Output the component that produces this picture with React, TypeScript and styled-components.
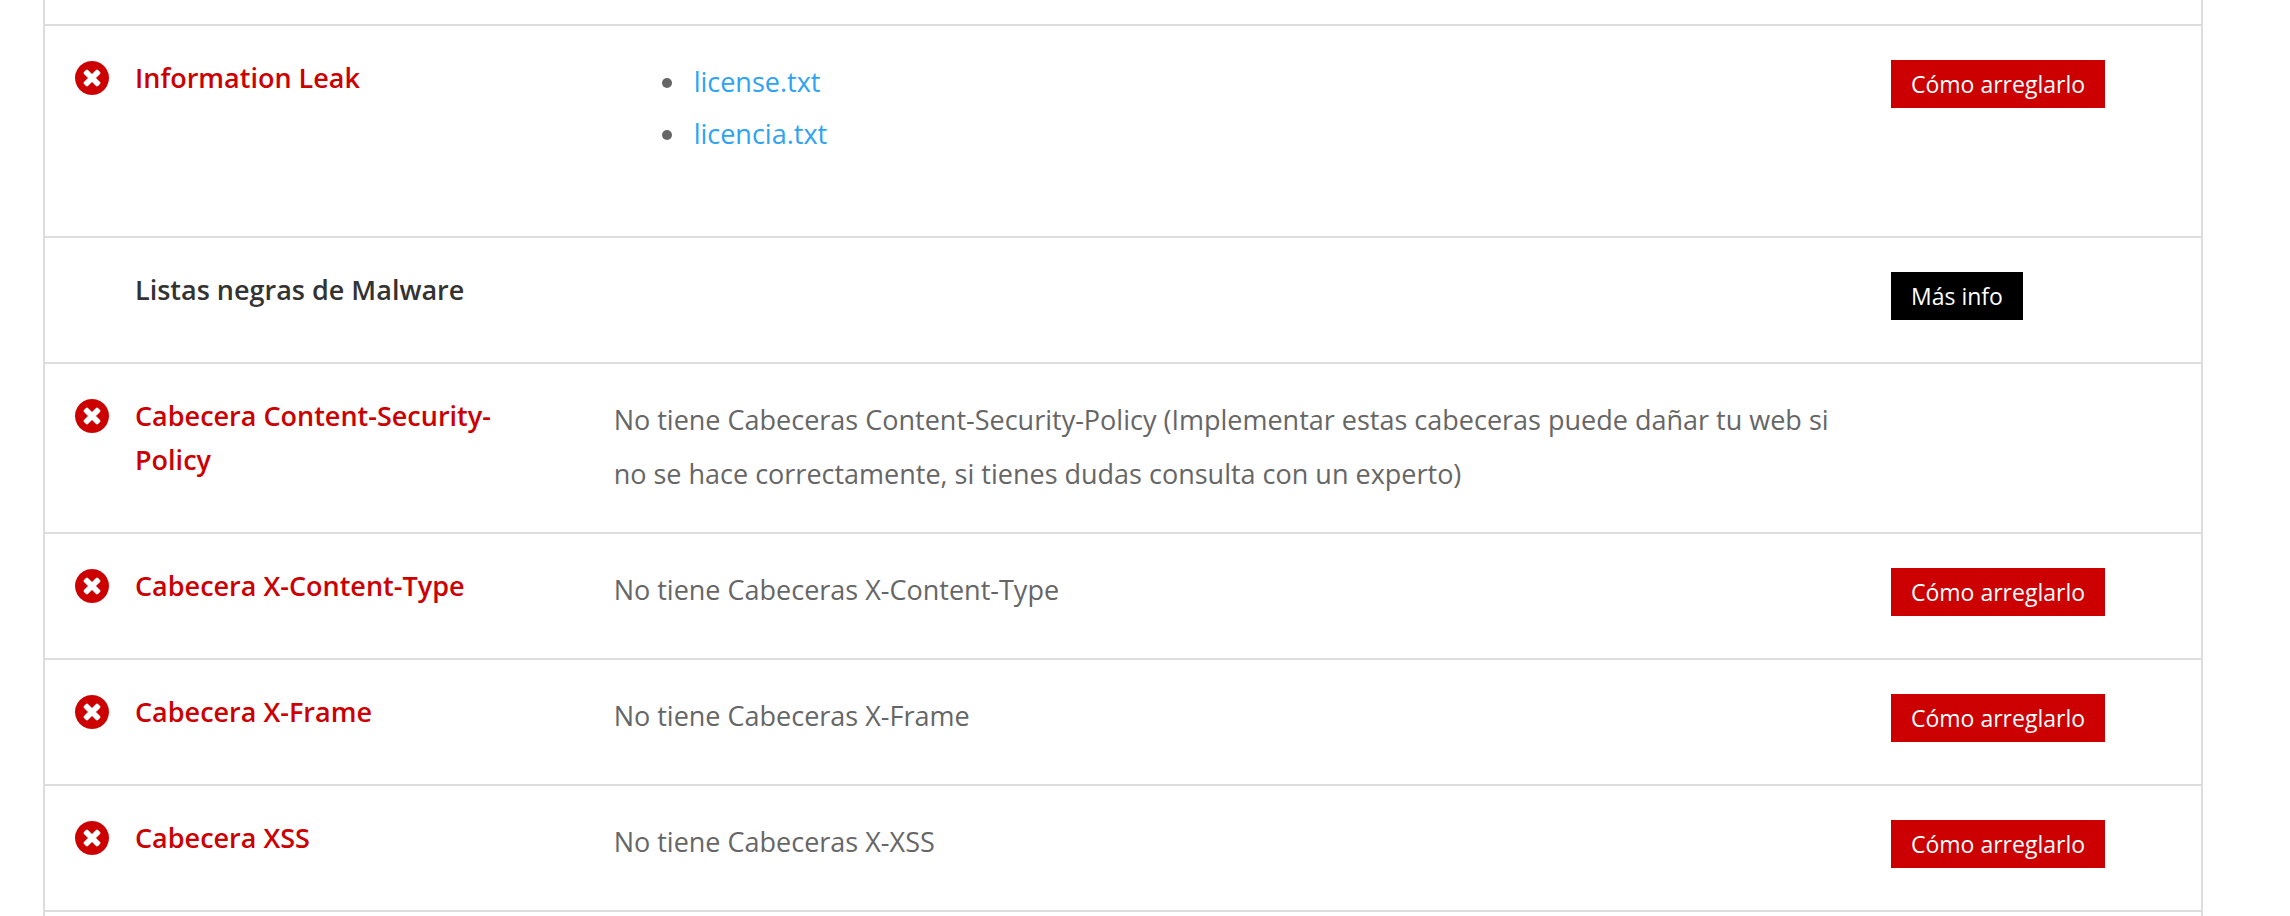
import React from 'react';
import styled, { createGlobalStyle } from 'styled-components';

const GlobalStyle = createGlobalStyle`
  *, *::before, *::after {
    box-sizing: border-box;
  }

  body {
    margin: 0;
    background: #fff;
    color: #666;
    font-family: 'Trebuchet MS', 'Open Sans', 'Noto Sans', sans-serif;
    font-size: 27px;
    line-height: 54px;
  }
`;

const Report = styled.main`
  min-height: 100vh;
  margin: 0 87px 0 43px;
  border: solid #ddd;
  border-width: 0 2px;
`;

const ChecksTable = styled.table`
  width: 100%;
  table-layout: fixed;
  border-collapse: separate;
  border-spacing: 0;
`;

const IconColumn = styled.col`
  width: 60px;
`;

const NameColumn = styled.col`
  width: 22.2%;
`;

const ActionColumn = styled.col`
  width: 340px;
`;

const CheckRow = styled.tr`
  vertical-align: top;
`;

const Cell = styled.td`
  padding: 30px 0 30px 30px;
  border-bottom: 2px solid #ddd;
  text-align: left;
`;

const DescriptionCell = styled(Cell)`
  padding-top: 29px;
  padding-right: 10px;
`;

/* Bottom edge of the check that precedes the visible ones. */
const PreviousCell = styled(Cell)`
  height: 26px;
  padding: 0;
`;

const CheckName = styled.th<{ $failed: boolean }>`
  padding: 30px 60px 30px 30px;
  border-bottom: 2px solid #ddd;
  color: ${({ $failed }) => ($failed ? '#c00' : '#333')};
  font-weight: 600;
  line-height: 44px;
  text-align: left;
`;

const Description = styled.p`
  margin: 0;
  padding-bottom: 1px;
`;

const StatusIcon = styled.svg`
  display: block;
  width: 34px;
  height: 34px;
  margin-top: 5px;
  fill: #c00;
`;

const FileList = styled.ul`
  margin: 0;
  padding: 1px 0 46px 80px;
  line-height: 52px;
`;

const FileItem = styled.li`
  display: flex;
  align-items: center;

  &::before {
    content: '';
    width: 10px;
    height: 10px;
    margin: 2px 22px 0 -32px;
    border-radius: 50%;
    background: #666;
  }
`;

const FileLink = styled.a`
  color: #2ea3f2;
  text-decoration: none;
`;

const ActionButton = styled.button<{ $tone: 'fix' | 'info' }>`
  display: block;
  height: 48px;
  margin: 4px 0 12px;
  padding: 0 20px;
  border: 0;
  background: ${({ $tone }) => ($tone === 'fix' ? '#c00' : '#000')};
  color: #fff;
  font-family: inherit;
  font-size: 23px;
  line-height: 46px;
  white-space: nowrap;
  cursor: pointer;
`;

type Check = {
  name: string;
  failed: boolean;
  description?: string;
  files?: string[];
  action?: 'fix' | 'info';
};

const checks: Check[] = [
  { name: 'Information Leak', failed: true, files: ['license.txt', 'licencia.txt'], action: 'fix' },
  { name: 'Listas negras de Malware', failed: false, action: 'info' },
  {
    name: 'Cabecera Content-Security-Policy',
    failed: true,
    description:
      'No tiene Cabeceras Content-Security-Policy (Implementar estas cabeceras puede dañar tu web si no se hace correctamente, si tienes dudas consulta con un experto)',
  },
  { name: 'Cabecera X-Content-Type', failed: true, description: 'No tiene Cabeceras X-Content-Type', action: 'fix' },
  { name: 'Cabecera X-Frame', failed: true, description: 'No tiene Cabeceras X-Frame', action: 'fix' },
  { name: 'Cabecera XSS', failed: true, description: 'No tiene Cabeceras X-XSS', action: 'fix' },
];

const actionLabels = { fix: 'Cómo arreglarlo', info: 'Más info' };

function FailedIcon() {
  return (
    <StatusIcon viewBox="0 128 1536 1536" aria-hidden="true">
      <path d="M1149 1122q0-26-19-45l-181-181 181-181q19-19 19-45 0-27-19-46l-90-90q-19-19-46-19-26 0-45 19l-181 181-181-181q-19-19-45-19-27 0-46 19l-90 90q-19 19-19 46 0 26 19 45l181 181-181 181q-19 19-19 45 0 27 19 46l90 90q19 19 46 19 26 0 45-19l181-181 181 181q19 19 45 19 27 0 46-19l90-90q19-19 19-46zm387-226q0 209-103 385.500t-279.500 279.500-385.500 103-385.500-103-279.500-279.500-103-385.500 103-385.500 279.500-279.500 385.500-103 385.500 103 279.500 279.500 103 385.500z" />
    </StatusIcon>
  );
}

export default function App() {
  return (
    <>
      <GlobalStyle />
      <Report>
        <ChecksTable>
          <colgroup>
            <IconColumn />
            <NameColumn />
            <col />
            <ActionColumn />
          </colgroup>
          <tbody>
            <CheckRow>
              <PreviousCell colSpan={4} />
            </CheckRow>
            {checks.map((check) => (
              <CheckRow key={check.name}>
                <Cell>{check.failed && <FailedIcon />}</Cell>
                <CheckName scope="row" $failed={check.failed}>
                  {check.name}
                </CheckName>
                <DescriptionCell>
                  {check.description && <Description>{check.description}</Description>}
                  {check.files && (
                    <FileList>
                      {check.files.map((file) => (
                        <FileItem key={file}>
                          <FileLink href={`#${file}`}>{file}</FileLink>
                        </FileItem>
                      ))}
                    </FileList>
                  )}
                </DescriptionCell>
                <Cell>
                  {check.action && (
                    <ActionButton type="button" $tone={check.action}>
                      {actionLabels[check.action]}
                    </ActionButton>
                  )}
                </Cell>
              </CheckRow>
            ))}
          </tbody>
        </ChecksTable>
      </Report>
    </>
  );
}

## Short problem:
Omit the pictures and output all of the other material exactly.

## Answer to this problem:
Output the component that produces this picture with React, TypeScript and styled-components.
import React from 'react';
import styled, { createGlobalStyle } from 'styled-components';

const GlobalStyle = createGlobalStyle`
  *, *::before, *::after {
    box-sizing: border-box;
  }

  body {
    margin: 0;
    background: #fff;
    color: #666;
    font-family: 'Trebuchet MS', 'Open Sans', 'Noto Sans', sans-serif;
    font-size: 27px;
    line-height: 54px;
  }
`;

const Report = styled.main`
  min-height: 100vh;
  margin: 0 87px 0 43px;
  border: solid #ddd;
  border-width: 0 2px;
`;

const ChecksTable = styled.table`
  width: 100%;
  table-layout: fixed;
  border-collapse: separate;
  border-spacing: 0;
`;

const IconColumn = styled.col`
  width: 60px;
`;

const NameColumn = styled.col`
  width: 22.2%;
`;

const ActionColumn = styled.col`
  width: 340px;
`;

const CheckRow = styled.tr`
  vertical-align: top;
`;

const Cell = styled.td`
  padding: 30px 0 30px 30px;
  border-bottom: 2px solid #ddd;
  text-align: left;
`;

const DescriptionCell = styled(Cell)`
  padding-top: 29px;
  padding-right: 10px;
`;

/* Bottom edge of the check that precedes the visible ones. */
const PreviousCell = styled(Cell)`
  height: 26px;
  padding: 0;
`;

const CheckName = styled.th<{ $failed: boolean }>`
  padding: 30px 60px 30px 30px;
  border-bottom: 2px solid #ddd;
  color: ${({ $failed }) => ($failed ? '#c00' : '#333')};
  font-weight: 600;
  line-height: 44px;
  text-align: left;
`;

const Description = styled.p`
  margin: 0;
  padding-bottom: 1px;
`;

const StatusIcon = styled.svg`
  display: block;
  width: 34px;
  height: 34px;
  margin-top: 5px;
  fill: #c00;
`;

const FileList = styled.ul`
  margin: 0;
  padding: 1px 0 46px 80px;
  line-height: 52px;
`;

const FileItem = styled.li`
  display: flex;
  align-items: center;

  &::before {
    content: '';
    width: 10px;
    height: 10px;
    margin: 2px 22px 0 -32px;
    border-radius: 50%;
    background: #666;
  }
`;

const FileLink = styled.a`
  color: #2ea3f2;
  text-decoration: none;
`;

const ActionButton = styled.button<{ $tone: 'fix' | 'info' }>`
  display: block;
  height: 48px;
  margin: 4px 0 12px;
  padding: 0 20px;
  border: 0;
  background: ${({ $tone }) => ($tone === 'fix' ? '#c00' : '#000')};
  color: #fff;
  font-family: inherit;
  font-size: 23px;
  line-height: 46px;
  white-space: nowrap;
  cursor: pointer;
`;

type Check = {
  name: string;
  failed: boolean;
  description?: string;
  files?: string[];
  action?: 'fix' | 'info';
};

const checks: Check[] = [
  { name: 'Information Leak', failed: true, files: ['license.txt', 'licencia.txt'], action: 'fix' },
  { name: 'Listas negras de Malware', failed: false, action: 'info' },
  {
    name: 'Cabecera Content-Security-Policy',
    failed: true,
    description:
      'No tiene Cabeceras Content-Security-Policy (Implementar estas cabeceras puede dañar tu web si no se hace correctamente, si tienes dudas consulta con un experto)',
  },
  { name: 'Cabecera X-Content-Type', failed: true, description: 'No tiene Cabeceras X-Content-Type', action: 'fix' },
  { name: 'Cabecera X-Frame', failed: true, description: 'No tiene Cabeceras X-Frame', action: 'fix' },
  { name: 'Cabecera XSS', failed: true, description: 'No tiene Cabeceras X-XSS', action: 'fix' },
];

const actionLabels = { fix: 'Cómo arreglarlo', info: 'Más info' };

function FailedIcon() {
  return (
    <StatusIcon viewBox="0 128 1536 1536" aria-hidden="true">
      <path d="M1149 1122q0-26-19-45l-181-181 181-181q19-19 19-45 0-27-19-46l-90-90q-19-19-46-19-26 0-45 19l-181 181-181-181q-19-19-45-19-27 0-46 19l-90 90q-19 19-19 46 0 26 19 45l181 181-181 181q-19 19-19 45 0 27 19 46l90 90q19 19 46 19 26 0 45-19l181-181 181 181q19 19 45 19 27 0 46-19l90-90q19-19 19-46zm387-226q0 209-103 385.500t-279.500 279.500-385.500 103-385.500-103-279.500-279.500-103-385.500 103-385.500 279.500-279.500 385.500-103 385.500 103 279.500 279.500 103 385.500z" />
    </StatusIcon>
  );
}

export default function App() {
  return (
    <>
      <GlobalStyle />
      <Report>
        <ChecksTable>
          <colgroup>
            <IconColumn />
            <NameColumn />
            <col />
            <ActionColumn />
          </colgroup>
          <tbody>
            <CheckRow>
              <PreviousCell colSpan={4} />
            </CheckRow>
            {checks.map((check) => (
              <CheckRow key={check.name}>
                <Cell>{check.failed && <FailedIcon />}</Cell>
                <CheckName scope="row" $failed={check.failed}>
                  {check.name}
                </CheckName>
                <DescriptionCell>
                  {check.description && <Description>{check.description}</Description>}
                  {check.files && (
                    <FileList>
                      {check.files.map((file) => (
                        <FileItem key={file}>
                          <FileLink href={`#${file}`}>{file}</FileLink>
                        </FileItem>
                      ))}
                    </FileList>
                  )}
                </DescriptionCell>
                <Cell>
                  {check.action && (
                    <ActionButton type="button" $tone={check.action}>
                      {actionLabels[check.action]}
                    </ActionButton>
                  )}
                </Cell>
              </CheckRow>
            ))}
          </tbody>
        </ChecksTable>
      </Report>
    </>
  );
}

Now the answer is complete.